:: What you have to do ::
Copy every line of the data that includes the string "this".

•••••

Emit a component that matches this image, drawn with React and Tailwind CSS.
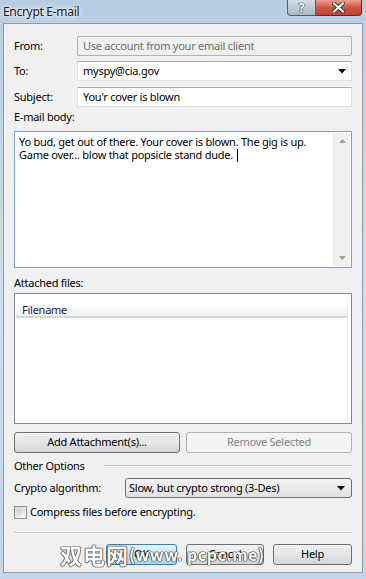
import React from "react";

const font = { fontFamily: '"Noto Sans", "Open Sans", sans-serif' };

const Arrow = () => (
  <svg width="8" height="5" viewBox="0 0 8 5" className="shrink-0">
    <path d="M0 0h8L4 4.5z" fill="#000" />
  </svg>
);

const WinButton = ({ children, className = "", disabled = false }) => (
  <div
    className={
      "flex items-center justify-center h-[21px] rounded-[3px] border " +
      (disabled
        ? "border-[#adb2b5] bg-[#f4f4f4] text-[#838383] "
        : "border-[#707070] bg-gradient-to-b from-[#f2f2f2] via-[#e6e6e6] to-[#d3d3d3] text-[#000] ") +
      className
    }
  >
    {children}
  </div>
);

export default function App() {
  return (
    <div
      className="w-[366px] h-[579px] flex flex-col bg-gradient-to-b from-[#b9cde2] via-[#cfdceb] to-[#c4d6e8] overflow-hidden relative"
      style={font}
    >
      {/* Title bar */}
      <div className="h-[23px] flex justify-between shrink-0">
        <div className="pl-[3px] pt-[3px] text-[12px] tracking-[-0.3px] text-[#1a1a1a] [text-shadow:0_0_6px_#fff,0_0_3px_#fff]">
          Encrypt E-mail
        </div>
        <div className="flex mr-[4px] self-start">
          <div className="w-[29px] h-[16px] rounded-bl-[4px] border border-t-0 border-[#4f5f74] bg-gradient-to-b from-[#d5dee8] to-[#a7b6c8] flex items-center justify-center text-[12px] font-bold text-white leading-[14px] [text-shadow:0_0_1px_#333,0_0_1px_#333,0_0_1px_#333]">
            ?
          </div>
          <div className="w-[46px] h-[16px] rounded-br-[4px] border border-t-0 border-l-0 border-[#5a2a22] bg-gradient-to-b from-[#e9a394] via-[#d2533f] to-[#c2422d] flex items-center justify-center">
            <svg width="13" height="11" viewBox="0 0 13 11">
              <path d="M2 1.5l9 8M11 1.5l-9 8" stroke="#3a3a3a" strokeWidth="4" strokeLinecap="square" />
              <path d="M2 1.5l9 8M11 1.5l-9 8" stroke="#fff" strokeWidth="2" strokeLinecap="square" />
            </svg>
          </div>
        </div>
      </div>

      {/* Client area */}
      <div className="flex-1 mx-[3px] mb-[6px] border border-[#8a9ab0] bg-[#f0f0f0] flex flex-col px-[10px] pt-[12px] text-[11px] tracking-[-0.25px] text-[#000] whitespace-nowrap">
        {/* From */}
        <div className="flex items-center h-[20px]">
          <div className="w-[63px]">From:</div>
          <div className="flex-1 h-full rounded-[2px] border border-[#adb2b5] bg-[#f0f0f0] text-[#6d6d6d] flex items-center pl-[5px]">
            Use account from your email client
          </div>
        </div>
        {/* To */}
        <div className="flex items-center h-[20px] mt-[5px]">
          <div className="w-[63px]">To:</div>
          <div className="flex-1 h-full border border-[#dbdfe6] border-t-[#abadb3] bg-white flex items-center pl-[5px] pr-[5px] justify-between">
            <span>myspy@cia.gov</span>
            <Arrow />
          </div>
        </div>
        {/* Subject */}
        <div className="flex items-center h-[20px] mt-[6px]">
          <div className="w-[63px]">Subject:</div>
          <div className="flex-1 h-full border border-[#dbdfe6] border-t-[#abadb3] bg-white flex items-center pl-[5px]">
            You'r cover is blown
          </div>
        </div>

        <div className="h-[16px] mt-[2px] flex items-center">E-mail body:</div>
        <div className="mt-[6px] h-[137px] border border-[#7da2ce] bg-white flex">
          <div className="flex-1 pl-[4px] pt-[3px] leading-[13px]">
            Yo bud, get out of there. Your cover is blown. The gig is up.
            <br />
            Game over… blow that popsicle stand dude.
            <span className="inline-block w-px h-[13px] ml-[4px] bg-black align-[-3px]" />
          </div>
          <div className="w-[17px] my-px mr-px bg-[#f0f0f0] border-l border-[#e6e6e6] flex flex-col justify-between items-center py-[6px]">
            <svg width="7" height="4" viewBox="0 0 7 4">
              <path d="M0 4L3.5 0 7 4z" fill="#a0a0a0" />
            </svg>
            <svg width="7" height="4" viewBox="0 0 7 4">
              <path d="M0 0h7L3.5 4z" fill="#a0a0a0" />
            </svg>
          </div>
        </div>

        <div className="h-[16px] mt-[7px] flex items-center">Attached files:</div>
        <div className="mt-[2px] h-[131px] border border-[#828790] bg-white flex flex-col pt-[10px] px-px">
          <div className="h-[14px] mr-[2px] bg-gradient-to-b from-[#ffffff] to-[#f1f2f4] border-b-2 border-[#d5d5d5] flex items-center pl-[6px] text-[#1c1c5a] border-r border-r-[#e5e5e5]">
            Filename
          </div>
          <div className="flex-1 mr-[2px] border-r border-[#eef0f4]" />
        </div>

        <div className="mt-[8px] flex gap-[6px]">
          <WinButton className="flex-1">Add Attachment(s)...</WinButton>
          <WinButton className="flex-1" disabled>
            Remove Selected
          </WinButton>
        </div>

        <div className="h-[16px] mt-[5px] flex items-center">
          <span className="w-[67px] shrink-0">Other Options</span>
          <div className="flex-1 ml-[23px] h-px bg-[#c8c8c8] border-b border-white box-content" />
        </div>

        <div className="flex items-center h-[20px] mt-[4px]">
          <div className="w-[111px]">Crypto algorithm:</div>
          <div className="flex-1 h-full rounded-[3px] border border-[#707070] bg-gradient-to-b from-[#f4f4f4] to-[#e1e1e1] flex items-center justify-between pl-[3px] pr-[6px]">
            <span>Slow, but crypto strong (3-Des)</span>
            <Arrow />
          </div>
        </div>

        <div className="flex items-center h-[16px] mt-[6px]">
          <div className="w-[13px] h-[13px] border border-[#8f8f8f] bg-gradient-to-br from-[#dcdcdc] to-[#f8f8f8] p-[2px]">
            <div className="w-full h-full bg-gradient-to-br from-[#cbcbcb] to-[#f2f2f2]" />
          </div>
          <span className="ml-[3px]">Compress files before encrypting.</span>
        </div>

        <div className="mt-[12px] h-px bg-[#c8c8c8] border-b border-white box-content" />

        <div className="mt-[10px] flex justify-end gap-[9px] relative">
          <div className="w-[71px] h-[21px] rounded-[3px] border border-[#3c7fb1] bg-gradient-to-b from-[#e8f6fd] via-[#bfe6fc] to-[#a2d6f5] flex items-center justify-center">
            OK
          </div>
          <WinButton className="w-[78px]">Cancel</WinButton>
          <WinButton className="w-[79px]">Help</WinButton>
          <div
            className="absolute left-[46px] top-[-2px] font-bold text-white leading-[24px] tracking-normal flex items-center [text-shadow:0_0_1px_#222,0_0_1px_#222,0_0_1px_#222,0_0_1px_#222]"
            style={{ fontFamily: '"Noto Sans CJK SC", "DejaVu Sans", sans-serif' }}
          >
            <span className="text-[22px] tracking-[1px]">双电网</span>
            <span className="text-[16px] tracking-[0.5px]">(www. pcpc.me)</span>
          </div>
        </div>
      </div>
    </div>
  );
}
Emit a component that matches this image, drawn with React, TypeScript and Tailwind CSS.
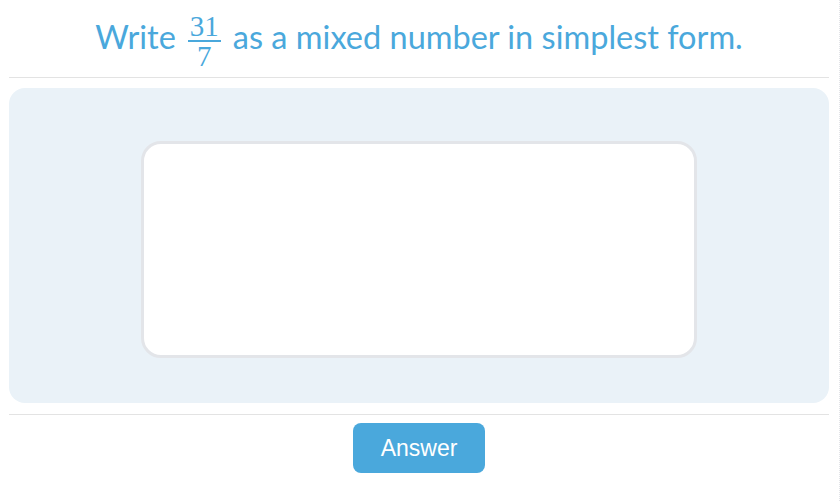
import React from 'react';

function Fraction({ num, den }: { num: string; den: string }) {
  return (
    <span
      className="mx-[12px] inline-flex flex-col items-center align-middle text-[29px] leading-[22px]"
      style={{ fontFamily: '"Liberation Serif", serif' }}
    >
      <span className="px-[2px]">{num}</span>
      <span className="my-[3px] h-[2px] w-full bg-[#4aa8dc]" />
      <span className="px-[2px]">{den}</span>
    </span>
  );
}

export default function App() {
  return (
    <div className="h-[501px] w-[840px] bg-white border-r border-dotted border-[#e2e4e8]">
      <div className="pl-[9px] pr-[10px]">
        <div className="flex h-[78px] items-center justify-center border-b border-[#e3e3e3] pt-[4px]">
          <h1
            className="text-[32.5px] leading-[40px] text-[#4aa8dc]"
            style={{ fontFamily: 'Lato, sans-serif' }}
          >
            Write
            <Fraction num="31" den="7" />
            as a mixed number in simplest form.
          </h1>
        </div>
        <div className="mt-[10px] flex h-[315px] justify-center rounded-[16px] bg-[#eaf2f8] pt-[53px]">
          <div className="h-[217px] w-[556px] rounded-[20px] border-[3px] border-[#e3e5e9] bg-white" />
        </div>
        <div className="mt-[11px] flex justify-center border-t border-[#e3e3e3] pt-[8px]">
          <button
            className="h-[50px] w-[132px] rounded-[8px] bg-[#4aa8dc] text-[23px] text-white"
            style={{ fontFamily: '"Liberation Sans", Arial, sans-serif' }}
          >
            Answer
          </button>
        </div>
      </div>
    </div>
  );
}
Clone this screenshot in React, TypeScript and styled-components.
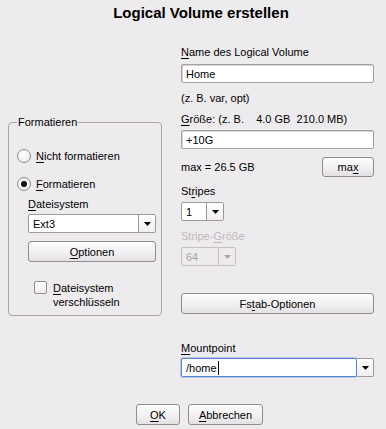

•••••

:: Solution ::
Emit a component that matches this image, drawn with React and Tailwind CSS.
Emit a component that matches this image, drawn with React, TypeScript and Tailwind CSS.
Clone this screenshot in React, TypeScript and styled-components.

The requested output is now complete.